In addition to narrative job descriptions, the principal content of the DOT is various measures of job skill requirements and other important job characteristics for over 12,000 specific job titles. The DOT rated the level of General Educational Development (GED) and Specific Vocational Preparation (SVP), or job-specific training, required by jobs.

Other important measures rated the cognitive, interpersonal, and physical demands of jobs. This tripartite categorization of worker activities into relations with data, people, and things has been validated in other work, including O*NET, and continues to be a useful category scheme for understanding work requirements (Kohn and Schooler 1983; Peterson et al 1999, pp. 251 ff.).

A large set of measures assessed job requirements in terms of the aptitudes (e.g., manual dexterity), temperaments (e.g., directing others), interests (e.g., artistic), physical demands (e.g., lifting) and environmental conditions (e.g., exposure to chemicals).

The data contained in the DOT was collected by trained job analysts in ETA field offices across the United States based on their observations and interviews at selected job sites. Job analysts visited workplaces on a continuous basis and each new edition of the DOT replaced existing scores with the new scores collected in the intervening period.

Although the DOT was devised primarily to serve practical purposes, social scientists began using the data in the 1960s (Miller et al. 1980, p. 7). Social science use of the DOT grew after Spenner’s (1979) seminal work and the large-scale evaluation of the DOT by Miller et al. (1980) sponsored by the National Academy of Sciences, which resulted in the first widely available machine-readable data files with DOT scores linked to standard U.S. Census occupation codes. The crosswalk of more than 12,000 DOT occupation codes to the much smaller set of approximately 450 Census occupation codes permitted researchers to merge DOT scores with standard labour force surveys.

Nevertheless, the DOT was devised by applied psychologists and practitioners for career counselling, not social science research, and the evaluation by Miller et al. (1980) raised a number of questions regarding the quality of the data. They found the DOT over-represented blue-collar manufacturing jobs, the jobs rated were a convenience sample rather than a probability sample, and most ratings in the fourth edition (1977) were simply carried from previous editions, often dating to the 1950s and 1960s without necessarily reevaluating them thoroughly because the scale of the required field visits proved prohibitively time-consuming and costly. Others noted that the DOT scores are occupation averages, which means the measures contain no within-occupation variation (Miller et al. 1980; Attewell 1990; Spenner 1990; Vallas 1990; U.S. Department of Labor 1993, p. 20).

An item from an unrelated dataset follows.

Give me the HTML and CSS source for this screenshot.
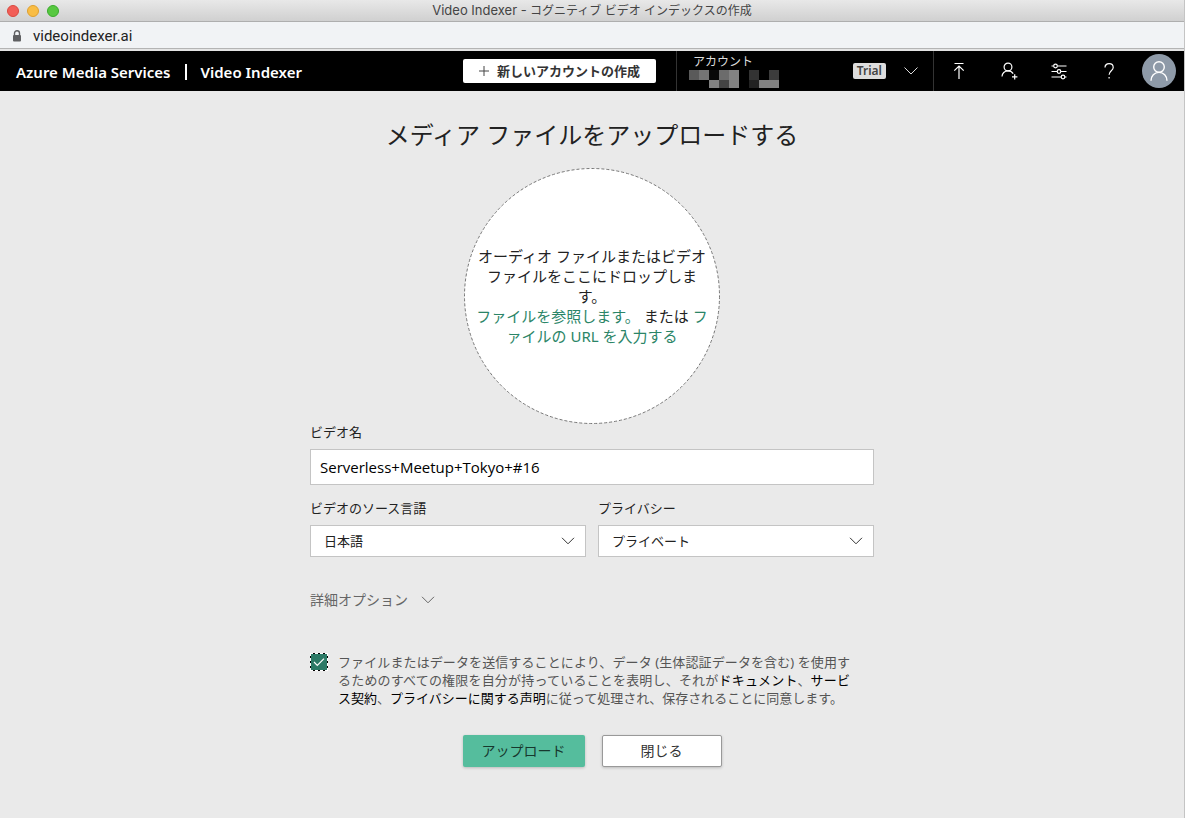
FILE: index.html
```html
<!DOCTYPE html>
<html lang="ja">
<head>
    <meta charset="UTF-8">
    <meta name="viewport" content="width=device-width, initial-scale=1.0">
    <title>Video Indexer - コグニティブ ビデオ インデックスの作成</title>
    <link rel="stylesheet" href="styles.css">
</head>
<body>
    <div class="window">
        <div class="titlebar">
            <div class="titlebar__lights">
                <span class="light light--close"></span>
                <span class="light light--min"></span>
                <span class="light light--max"></span>
            </div>
            <div class="titlebar__title"><span class="titlebar__app">Video Indexer -</span> コグニティブ ビデオ インデックスの作成</div>
        </div>
        <div class="urlbar">
            <svg class="urlbar__lock" width="10" height="12" viewBox="0 0 10 12">
                <path d="M2.5 5.5V3.3a2.5 2.5 0 0 1 5 0v2.2" fill="none" stroke="#5f6062" stroke-width="1.4"/>
                <rect x="1" y="5" width="8" height="6.4" rx="1" fill="#5f6062"/>
            </svg>
            <span>videoindexer.ai</span>
        </div>

        <header class="header">
            <div class="header__brand">
                <span>Azure Media Services</span>
                <span class="header__bar"></span>
                <span>Video Indexer</span>
            </div>
            <button class="new-account" type="button">
                <svg width="10" height="10" viewBox="0 0 10 10"><path d="M5 0v10M0 5h10" stroke="#444" fill="none"/></svg>
                新しいアカウントの作成
            </button>
            <button class="account" type="button">
                <span class="account__info">
                    <span class="account__label">アカウント</span>
                    <svg class="account__name" width="90" height="18" viewBox="0 0 90 18" shape-rendering="crispEdges">
                        <path d="M0 0h10v10H0z" fill="#5a5a5a"/>
                        <path d="M10 0h10v10H10z" fill="#747474"/>
                        <path d="M20 0h10v10H20z" fill="#080808"/>
                        <path d="M30 0h10v10H30z" fill="#6c6c6c"/>
                        <path d="M40 0h10v18H40zM20 10h10v8H20z" fill="#828282"/>
                        <path d="M30 10h10v8H30z" fill="#444"/>
                        <path d="M60 0h10v10H60z" fill="#333"/>
                        <path d="M80 0h10v10H80z" fill="#3c3c3c"/>
                        <path d="M60 10h10v8H60z" fill="#222"/>
                        <path d="M70 10h20v8H70z" fill="#828282"/>
                    </svg>
                </span>
                <span class="account__plan">Trial</span>
                <svg width="14" height="8" viewBox="0 0 14 8"><path d="M.5.5 7 7 13.5.5" fill="none" stroke="#ddd"/></svg>
            </button>
            <nav class="tools">
                <button class="tools__item" type="button" aria-label="アップロード">
                    <svg width="20" height="20" viewBox="0 0 20 20" fill="none" stroke="#fff" stroke-width="1.2">
                        <path d="M5.5 2.5h9M10 5v13M5.3 9.7 10 5l4.7 4.7"/>
                    </svg>
                </button>
                <button class="tools__item" type="button" aria-label="ユーザーの招待">
                    <svg width="20" height="20" viewBox="0 0 20 20" fill="none" stroke="#fff" stroke-width="1.2">
                        <circle cx="9" cy="6" r="3.9"/>
                        <path d="M3 15.6c0-3.3 2.6-5.7 6-5.7 2.6 0 4.2 1.2 5.2 2.7M15.7 13.3v5.2M13 15.9h5.4"/>
                    </svg>
                </button>
                <button class="tools__item" type="button" aria-label="設定">
                    <svg width="20" height="20" viewBox="0 0 20 20" fill="none" stroke="#fff" stroke-width="1.2">
                        <path d="M2.5 5h2.2M8.3 5h9.2M2.5 10.5h5.7M11.8 10.5h5.7M2.5 16h9.7M15.8 16h1.7"/>
                        <circle cx="6.5" cy="5" r="1.8"/>
                        <circle cx="10" cy="10.5" r="1.8"/>
                        <circle cx="14" cy="16" r="1.8"/>
                    </svg>
                </button>
                <button class="tools__item" type="button" aria-label="ヘルプ">
                    <svg width="20" height="20" viewBox="0 0 20 20" fill="none" stroke="#fff" stroke-width="1.2">
                        <path d="M6 6.6c0-2.4 1.7-4 4.1-4s4.1 1.5 4.1 3.8c0 3.2-4.1 3.7-4.1 7.4M10.1 16v1.6"/>
                    </svg>
                </button>
                <button class="tools__item" type="button" aria-label="プロフィール">
                    <svg width="34" height="34" viewBox="0 0 34 34" fill="none" stroke="#fff" stroke-width="1.4">
                        <circle cx="17" cy="17" r="17" fill="#8e9aa8" stroke="none"/>
                        <circle cx="17" cy="13" r="5.3"/>
                        <path d="M9 26.8c0-4.8 3.4-8.4 8-8.4s8 3.6 8 8.4"/>
                    </svg>
                </button>
            </nav>
        </header>

        <main class="upload">
            <h1 class="upload__title">メディア ファイルをアップロードする</h1>
            <div class="dropzone">
                <svg class="dropzone__ring" viewBox="0 0 256 256">
                    <circle cx="128" cy="128" r="127.5" fill="#fff" stroke="#777" stroke-dasharray="3 2"/>
                </svg>
                <p class="dropzone__text">
                    オーディオ ファイルまたはビデオ ファイルをここにドロップします。<br>
                    <a href="#">ファイルを参照します。</a> または <a href="#">ファイルの URL を入力する</a>
                </p>
            </div>

            <form class="form">
                <div class="field">
                    <label for="name">ビデオ名</label>
                    <input class="field__input" id="name" type="text" value="Serverless+Meetup+Tokyo+#16">
                </div>
                <div class="form__row">
                    <div class="field">
                        <label for="lang">ビデオのソース言語</label>
                        <div class="select">
                            <select id="lang"><option>日本語</option></select>
                            <svg width="14" height="8" viewBox="0 0 14 8"><path d="M1 .8 7 6.8 13 .8" fill="none" stroke="#333"/></svg>
                        </div>
                    </div>
                    <div class="field">
                        <label for="privacy">プライバシー</label>
                        <div class="select">
                            <select id="privacy"><option>プライベート</option></select>
                            <svg width="14" height="8" viewBox="0 0 14 8"><path d="M1 .8 7 6.8 13 .8" fill="none" stroke="#333"/></svg>
                        </div>
                    </div>
                </div>
                <button class="advanced" type="button">
                    詳細オプション
                    <svg width="14" height="8" viewBox="0 0 14 8"><path d="M1 .8 7 6.8 13 .8" fill="none" stroke="#666"/></svg>
                </button>
                <div class="consent">
                    <div class="check">
                        <input id="consent" type="checkbox" checked>
                        <svg width="12" height="10" viewBox="0 0 12 10"><path d="M1 5 4.3 8.3 11 1.6" fill="none" stroke="#fff" stroke-width="1.2"/></svg>
                    </div>
                    <label for="consent">ファイルまたはデータを送信することにより、データ (生体認証データを含む) を使用するためのすべての権限を自分が持っていることを表明し、それが<a href="#">ドキュメント</a>、<a href="#">サービス契約</a>、<a href="#">プライバシーに関する声明</a>に従って処理され、保存されることに同意します。</label>
                </div>
                <div class="actions">
                    <button class="btn btn--primary" type="submit">アップロード</button>
                    <button class="btn" type="button">閉じる</button>
                </div>
            </form>
        </main>
    </div>
</body>
</html>
```
FILE: styles.css
```css
* {
    box-sizing: border-box;
}
body {
    margin: 0;
    font-family: "Noto Sans", "Noto Sans CJK JP", sans-serif;
    color: #222;
    background-color: #eaeaea;
}
button,
input,
select {
    font-family: inherit;
    color: inherit;
}
button {
    padding: 0;
    border: none;
    background: none;
    cursor: pointer;
}
a {
    text-decoration: none;
}
svg {
    display: block;
    flex: none;
}
.window {
    min-height: 100vh;
    border-right: 1px solid #c4c4c4;
}

/* browser window */
.titlebar {
    display: grid;
    grid-template-columns: 1fr auto 1fr;
    align-items: center;
    height: 22px;
    padding: 0 7px;
    border-bottom: 1px solid #aeaeae;
    background: linear-gradient(#e8e8e8, #d0d0d0);
}
.titlebar__lights {
    display: flex;
    gap: 8px;
}
.light {
    width: 12px;
    height: 12px;
    border: 1px solid;
    border-radius: 50%;
}
.light--close {
    border-color: #d9493f;
    background-color: #f25e57;
}
.light--min {
    border-color: #dfa02f;
    background-color: #f9bd44;
}
.light--max {
    border-color: #3aab2c;
    background-color: #57c840;
}
.titlebar__title {
    font-family: Inter, "Noto Sans CJK JP", sans-serif;
    font-size: 12px;
    line-height: 20px;
    color: #444;
}
.titlebar__app {
    font-size: 13px;
}
.urlbar {
    display: flex;
    align-items: center;
    gap: 11px;
    height: 29px;
    padding: 0 12px;
    border-bottom: 2px solid #e4e4e4;
    box-shadow: inset 0 -1px #b4b4b4;
    background-color: #f1f3f5;
    font-family: Roboto, sans-serif;
    font-size: 15px;
    line-height: 20px;
}

/* header */
.header {
    display: flex;
    align-items: center;
    height: 40px;
    color: #fff;
    background-color: #000;
}
.header__brand {
    display: flex;
    align-items: center;
    gap: 14px;
    margin-right: auto;
    padding: 2px 0 0 16px;
    font-size: 15px;
    font-weight: 600;
    line-height: 20px;
    white-space: nowrap;
}
.header__bar {
    width: 2px;
    height: 16px;
    background-color: #fff;
}
.new-account {
    display: flex;
    align-items: center;
    justify-content: center;
    gap: 8px;
    width: 193px;
    height: 24px;
    margin-right: 20px;
    border-radius: 2px;
    background-color: #fff;
    font-size: 13px;
    font-weight: 600;
    line-height: 20px;
    color: #333;
}
.account {
    display: flex;
    align-items: center;
    width: 258px;
    height: 40px;
    padding: 0 15px 0 12px;
    border: 1px solid #333;
    border-width: 0 1px;
}
.account__info {
    display: flex;
    flex-direction: column;
    align-items: flex-start;
    margin-right: auto;
}
.account__label {
    padding-left: 4px;
    font-size: 12px;
    line-height: 16px;
    color: #ddd;
}
.account__plan {
    margin-right: 18px;
    padding: 0 4px;
    border-radius: 2px;
    background-color: #ddd;
    font-size: 12px;
    font-weight: 600;
    line-height: 16px;
    color: #444;
}
.tools {
    display: flex;
}
.tools__item {
    display: flex;
    align-items: center;
    justify-content: center;
    width: 50px;
    height: 40px;
}

/* upload page */
.upload {
    display: flex;
    flex-direction: column;
    align-items: center;
    padding: 28px 16px;
}
.upload__title {
    margin: 0 0 17px;
    font-size: 24px;
    font-weight: 400;
    line-height: 32px;
}
.dropzone {
    display: grid;
    place-items: center;
    width: 256px;
    height: 256px;
}
.dropzone__ring,
.dropzone__text {
    grid-area: 1 / 1;
}
.dropzone__ring {
    width: 100%;
    height: 100%;
}
.dropzone__text {
    margin: 0;
    padding: 0 10px;
    font-size: 15px;
    line-height: 20px;
    line-break: loose;
    text-align: center;
}
.dropzone__text a {
    color: #2b8567;
}
.form {
    width: 100%;
    max-width: 564px;
}
.form__row {
    display: grid;
    grid-template-columns: 1fr 1fr;
    gap: 12px;
    margin-top: 15px;
}
.field {
    display: flex;
    flex-direction: column;
    gap: 9px;
    font-size: 13px;
    line-height: 16px;
}
.field__input {
    height: 36px;
    padding: 0 9px;
    border: 1px solid #c4c4c4;
    background-color: #fff;
    font-family: "Open Sans", "Noto Sans CJK JP", sans-serif;
    font-size: 15px;
    color: #000;
}
.select {
    display: grid;
    align-items: center;
}
.select select,
.select svg {
    grid-area: 1 / 1;
}
.select select {
    height: 32px;
    padding: 0 13px;
    border: 1px solid #c4c4c4;
    border-radius: 0;
    appearance: none;
    background-color: #fff;
    font-size: 13px;
}
.select svg {
    justify-self: end;
    margin-right: 11px;
    pointer-events: none;
}
.advanced {
    display: flex;
    align-items: center;
    gap: 13px;
    margin-top: 33px;
    font-size: 14px;
    line-height: 20px;
    color: #666;
}
.consent {
    display: flex;
    gap: 10px;
    margin-top: 43px;
    padding-right: 24px;
    font-size: 13px;
    line-height: 18px;
    text-align: justify;
    color: #555;
}
.consent a {
    color: #000;
}
.check {
    display: grid;
    flex: none;
    place-items: center;
    align-self: flex-start;
}
.check input,
.check svg {
    grid-area: 1 / 1;
}
.check input {
    width: 18px;
    height: 18px;
    margin: 0;
    border: 1px dashed #fff;
    border-radius: 0;
    appearance: none;
    background: linear-gradient(#2c7a66, #2c7a66) padding-box, #000;
}
.check svg {
    pointer-events: none;
}
.actions {
    display: flex;
    justify-content: center;
    gap: 17px;
    margin-top: 28px;
}
.btn {
    width: 120px;
    height: 32px;
    border: 1px solid #999;
    border-radius: 2px;
    background-color: #fff;
    box-shadow: 0 1px 3px rgba(0,0,0,.2);
    font-size: 14px;
    line-height: 20px;
    color: #333;
}
.btn--primary {
    width: 122px;
    border: none;
    background-color: #55bd9d;
    color: #17382e;
}
```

Although some research shows DOT measures perform better than some of the critics suggest (Kohn and Schooler 1983; Handel 2000), the age of the DOT data, nature of the sample, and quality of the measures argued for new and better information on skill requirements and other job characteristics.

2 The development of occupational information network (O*NET)

Responding to methodological criticisms of the DOT and the costs of in-person job analysis, the Advisory Panel for the Dictionary of Occupational Titles (APDOT) was created in 1990 to consider alternatives. APDOT recommended the creation of a new system to replace the DOT, subsequently named the Occupational Information Network (O*NET), which would use standardized surveys of a representative sample of job incumbents instead of job analysts conducting workplace interviews and observations (U.S. Department of Labor 1993; Peterson et al. 1999, pp. 297f.; Peterson et al. 2001).

Intended as an intellectual as well as a methodological break with the DOT, APDOT framed its task in terms of ideas derived from post-industrial and post-Fordist theories. The APDOT report contrasted the Fordist era, when the DOT was developed, to present conditions.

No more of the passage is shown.